■ **EXERCISE DESCRIPTION**: Read the lines that follow and tally those with the word "components"; give the number and nothing else.

■ **INPUT DATA**:
☆ ☆ ☆ ☆ ☆ ☆ ☆

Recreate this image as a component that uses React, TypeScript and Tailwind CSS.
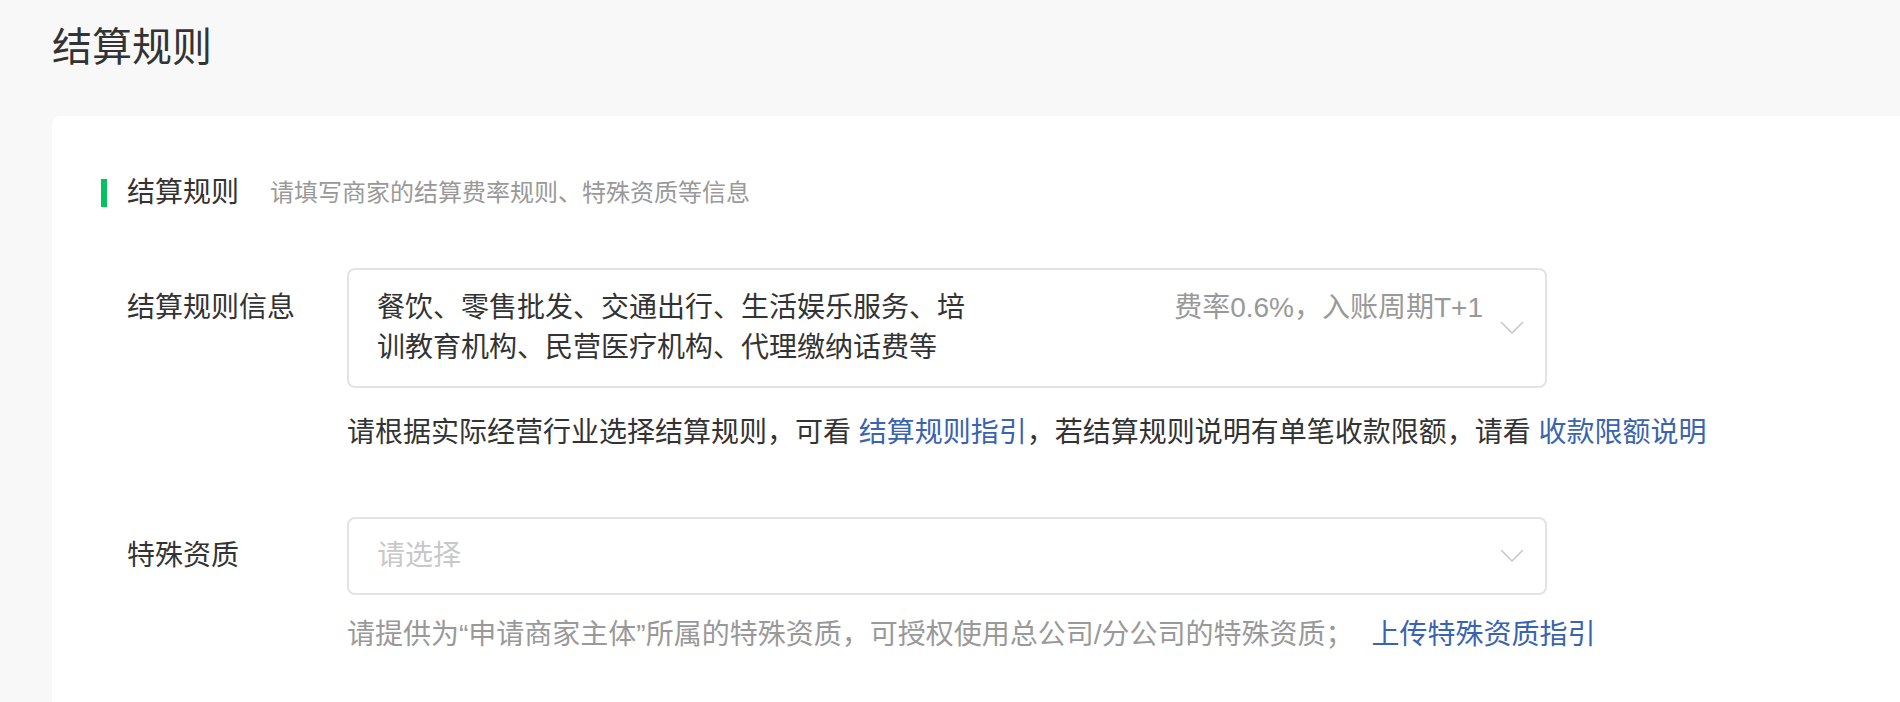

☆ ☆ ☆ ☆ ☆ ☆ ☆

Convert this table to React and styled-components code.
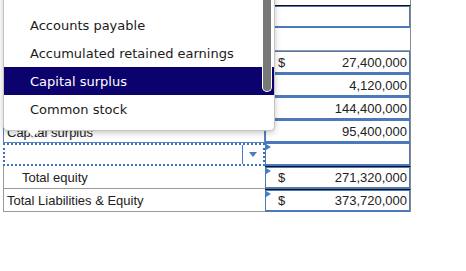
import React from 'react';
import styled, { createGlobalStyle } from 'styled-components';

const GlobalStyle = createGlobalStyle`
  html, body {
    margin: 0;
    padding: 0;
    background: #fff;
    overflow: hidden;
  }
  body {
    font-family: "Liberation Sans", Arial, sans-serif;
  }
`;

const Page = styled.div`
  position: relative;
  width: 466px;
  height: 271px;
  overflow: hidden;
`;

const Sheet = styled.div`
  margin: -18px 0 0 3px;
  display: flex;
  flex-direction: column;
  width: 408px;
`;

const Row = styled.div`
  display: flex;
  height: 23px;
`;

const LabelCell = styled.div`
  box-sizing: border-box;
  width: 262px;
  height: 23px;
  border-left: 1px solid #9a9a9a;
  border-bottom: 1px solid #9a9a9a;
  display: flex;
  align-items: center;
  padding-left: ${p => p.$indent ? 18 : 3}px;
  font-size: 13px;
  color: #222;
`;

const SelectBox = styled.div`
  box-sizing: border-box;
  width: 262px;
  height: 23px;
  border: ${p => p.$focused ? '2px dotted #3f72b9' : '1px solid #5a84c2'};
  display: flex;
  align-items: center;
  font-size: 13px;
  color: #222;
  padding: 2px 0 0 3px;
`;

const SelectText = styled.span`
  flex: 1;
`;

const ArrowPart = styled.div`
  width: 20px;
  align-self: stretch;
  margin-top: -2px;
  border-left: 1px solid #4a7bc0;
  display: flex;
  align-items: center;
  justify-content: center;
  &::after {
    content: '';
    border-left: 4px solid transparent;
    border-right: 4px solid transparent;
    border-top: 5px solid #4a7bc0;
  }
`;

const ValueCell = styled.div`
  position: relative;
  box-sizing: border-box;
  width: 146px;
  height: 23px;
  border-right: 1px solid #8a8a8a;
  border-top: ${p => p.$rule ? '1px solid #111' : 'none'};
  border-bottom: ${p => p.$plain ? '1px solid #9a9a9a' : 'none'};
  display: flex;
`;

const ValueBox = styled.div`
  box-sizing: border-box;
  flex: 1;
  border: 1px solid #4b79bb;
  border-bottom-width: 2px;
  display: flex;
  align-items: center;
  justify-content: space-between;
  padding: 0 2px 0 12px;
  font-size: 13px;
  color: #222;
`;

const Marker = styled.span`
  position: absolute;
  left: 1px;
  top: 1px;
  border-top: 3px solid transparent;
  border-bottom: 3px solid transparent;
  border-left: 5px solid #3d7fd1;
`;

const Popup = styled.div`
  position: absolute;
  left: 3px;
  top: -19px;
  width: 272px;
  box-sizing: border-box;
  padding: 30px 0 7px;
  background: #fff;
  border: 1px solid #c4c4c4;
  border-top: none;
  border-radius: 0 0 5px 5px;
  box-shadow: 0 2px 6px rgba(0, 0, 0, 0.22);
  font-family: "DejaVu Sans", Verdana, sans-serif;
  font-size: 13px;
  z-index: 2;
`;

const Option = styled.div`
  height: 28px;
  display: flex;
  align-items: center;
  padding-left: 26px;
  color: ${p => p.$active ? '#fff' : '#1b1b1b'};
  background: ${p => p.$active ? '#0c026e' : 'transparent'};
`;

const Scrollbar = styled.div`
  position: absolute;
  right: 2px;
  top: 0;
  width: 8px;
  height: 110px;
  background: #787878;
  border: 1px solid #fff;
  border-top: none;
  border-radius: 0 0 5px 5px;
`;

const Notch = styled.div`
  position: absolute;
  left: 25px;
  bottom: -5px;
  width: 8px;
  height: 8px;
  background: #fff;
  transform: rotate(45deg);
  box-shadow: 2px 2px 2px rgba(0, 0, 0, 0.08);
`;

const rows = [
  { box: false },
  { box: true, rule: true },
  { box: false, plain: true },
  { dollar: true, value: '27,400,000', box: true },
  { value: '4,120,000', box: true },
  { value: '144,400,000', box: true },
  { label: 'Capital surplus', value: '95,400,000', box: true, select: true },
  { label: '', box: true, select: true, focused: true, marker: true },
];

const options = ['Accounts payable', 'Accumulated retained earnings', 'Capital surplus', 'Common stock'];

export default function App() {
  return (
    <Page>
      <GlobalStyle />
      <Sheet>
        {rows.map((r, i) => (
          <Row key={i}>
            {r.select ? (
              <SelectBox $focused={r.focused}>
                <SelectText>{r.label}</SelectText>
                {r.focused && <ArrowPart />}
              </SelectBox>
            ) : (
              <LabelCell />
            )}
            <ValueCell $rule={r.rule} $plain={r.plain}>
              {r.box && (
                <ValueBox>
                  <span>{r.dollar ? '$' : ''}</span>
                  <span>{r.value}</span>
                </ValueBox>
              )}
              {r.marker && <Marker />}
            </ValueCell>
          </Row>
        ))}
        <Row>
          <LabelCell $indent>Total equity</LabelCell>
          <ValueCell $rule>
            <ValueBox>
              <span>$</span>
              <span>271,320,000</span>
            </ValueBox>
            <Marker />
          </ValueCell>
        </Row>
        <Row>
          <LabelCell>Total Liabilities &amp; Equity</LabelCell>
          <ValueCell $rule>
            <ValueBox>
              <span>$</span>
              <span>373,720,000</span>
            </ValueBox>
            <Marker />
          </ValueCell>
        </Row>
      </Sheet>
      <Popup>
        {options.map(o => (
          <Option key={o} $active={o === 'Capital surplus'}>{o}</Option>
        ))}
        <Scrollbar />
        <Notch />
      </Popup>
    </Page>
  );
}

☆ ☆ ☆ ☆ ☆ ☆ ☆

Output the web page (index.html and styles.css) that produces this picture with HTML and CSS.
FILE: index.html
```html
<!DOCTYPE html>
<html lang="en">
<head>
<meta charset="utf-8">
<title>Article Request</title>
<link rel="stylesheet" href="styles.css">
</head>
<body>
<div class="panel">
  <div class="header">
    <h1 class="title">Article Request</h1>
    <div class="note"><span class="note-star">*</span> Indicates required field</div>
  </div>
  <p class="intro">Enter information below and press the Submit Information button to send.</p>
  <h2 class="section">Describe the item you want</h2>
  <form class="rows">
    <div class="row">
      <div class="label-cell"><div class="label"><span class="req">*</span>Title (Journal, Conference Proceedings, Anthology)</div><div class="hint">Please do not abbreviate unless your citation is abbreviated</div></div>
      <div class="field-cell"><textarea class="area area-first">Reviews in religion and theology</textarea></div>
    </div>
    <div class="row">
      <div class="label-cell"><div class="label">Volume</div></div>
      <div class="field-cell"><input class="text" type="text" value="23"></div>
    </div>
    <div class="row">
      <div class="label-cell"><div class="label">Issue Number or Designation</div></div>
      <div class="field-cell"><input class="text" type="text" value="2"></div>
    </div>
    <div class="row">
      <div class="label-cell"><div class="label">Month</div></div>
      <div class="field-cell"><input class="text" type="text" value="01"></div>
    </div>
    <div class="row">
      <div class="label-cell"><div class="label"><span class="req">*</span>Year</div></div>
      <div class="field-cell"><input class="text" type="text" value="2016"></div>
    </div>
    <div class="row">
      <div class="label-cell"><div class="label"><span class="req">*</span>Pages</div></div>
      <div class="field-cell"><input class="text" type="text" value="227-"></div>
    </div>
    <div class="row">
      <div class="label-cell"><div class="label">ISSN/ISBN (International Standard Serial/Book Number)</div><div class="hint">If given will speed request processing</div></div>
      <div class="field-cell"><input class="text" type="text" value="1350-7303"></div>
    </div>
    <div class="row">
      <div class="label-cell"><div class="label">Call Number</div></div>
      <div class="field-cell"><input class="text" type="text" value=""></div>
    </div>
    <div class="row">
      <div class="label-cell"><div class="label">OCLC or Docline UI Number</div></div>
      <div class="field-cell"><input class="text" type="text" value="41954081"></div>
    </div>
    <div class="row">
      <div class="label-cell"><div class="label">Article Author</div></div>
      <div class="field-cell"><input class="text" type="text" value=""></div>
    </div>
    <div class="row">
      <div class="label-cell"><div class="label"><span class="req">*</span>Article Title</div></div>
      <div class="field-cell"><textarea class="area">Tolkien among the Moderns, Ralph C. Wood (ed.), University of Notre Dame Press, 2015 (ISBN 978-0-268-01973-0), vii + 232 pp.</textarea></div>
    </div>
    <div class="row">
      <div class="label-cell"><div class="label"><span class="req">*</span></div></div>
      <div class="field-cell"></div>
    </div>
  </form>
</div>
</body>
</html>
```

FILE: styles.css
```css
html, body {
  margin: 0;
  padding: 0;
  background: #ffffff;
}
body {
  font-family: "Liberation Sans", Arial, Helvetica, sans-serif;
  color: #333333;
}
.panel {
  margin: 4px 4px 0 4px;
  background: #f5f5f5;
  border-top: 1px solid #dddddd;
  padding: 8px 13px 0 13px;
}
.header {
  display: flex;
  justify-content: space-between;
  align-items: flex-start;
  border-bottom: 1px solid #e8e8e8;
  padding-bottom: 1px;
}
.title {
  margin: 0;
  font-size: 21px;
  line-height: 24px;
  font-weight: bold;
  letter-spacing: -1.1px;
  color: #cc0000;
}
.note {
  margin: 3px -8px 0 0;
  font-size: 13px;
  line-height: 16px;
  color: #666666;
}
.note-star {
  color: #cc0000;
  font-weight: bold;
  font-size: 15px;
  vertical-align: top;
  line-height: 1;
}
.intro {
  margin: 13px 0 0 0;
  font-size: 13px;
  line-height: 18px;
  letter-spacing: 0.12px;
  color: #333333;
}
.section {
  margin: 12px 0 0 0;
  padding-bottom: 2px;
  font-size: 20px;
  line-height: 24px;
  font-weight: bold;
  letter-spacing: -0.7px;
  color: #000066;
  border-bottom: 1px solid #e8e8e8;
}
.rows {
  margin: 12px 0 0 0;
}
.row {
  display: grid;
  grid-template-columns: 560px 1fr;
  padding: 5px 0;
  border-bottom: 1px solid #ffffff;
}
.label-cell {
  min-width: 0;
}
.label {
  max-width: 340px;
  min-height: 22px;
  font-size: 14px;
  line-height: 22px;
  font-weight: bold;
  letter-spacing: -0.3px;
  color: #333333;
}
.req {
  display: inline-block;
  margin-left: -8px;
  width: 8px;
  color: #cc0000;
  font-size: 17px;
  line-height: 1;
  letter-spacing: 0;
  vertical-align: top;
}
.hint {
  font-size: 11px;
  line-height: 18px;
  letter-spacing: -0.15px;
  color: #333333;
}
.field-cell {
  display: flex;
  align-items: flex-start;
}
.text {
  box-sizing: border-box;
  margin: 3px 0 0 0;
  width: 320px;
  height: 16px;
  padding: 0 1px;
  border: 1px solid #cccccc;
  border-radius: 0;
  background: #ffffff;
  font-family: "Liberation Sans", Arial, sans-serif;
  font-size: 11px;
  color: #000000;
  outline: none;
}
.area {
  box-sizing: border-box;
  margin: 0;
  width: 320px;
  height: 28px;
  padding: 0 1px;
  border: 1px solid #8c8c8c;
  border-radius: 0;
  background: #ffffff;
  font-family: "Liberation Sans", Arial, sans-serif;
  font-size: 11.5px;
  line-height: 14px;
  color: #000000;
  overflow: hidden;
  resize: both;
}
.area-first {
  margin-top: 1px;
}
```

☆ ☆ ☆ ☆ ☆ ☆ ☆

■ **CORRECT ANSWER**: 2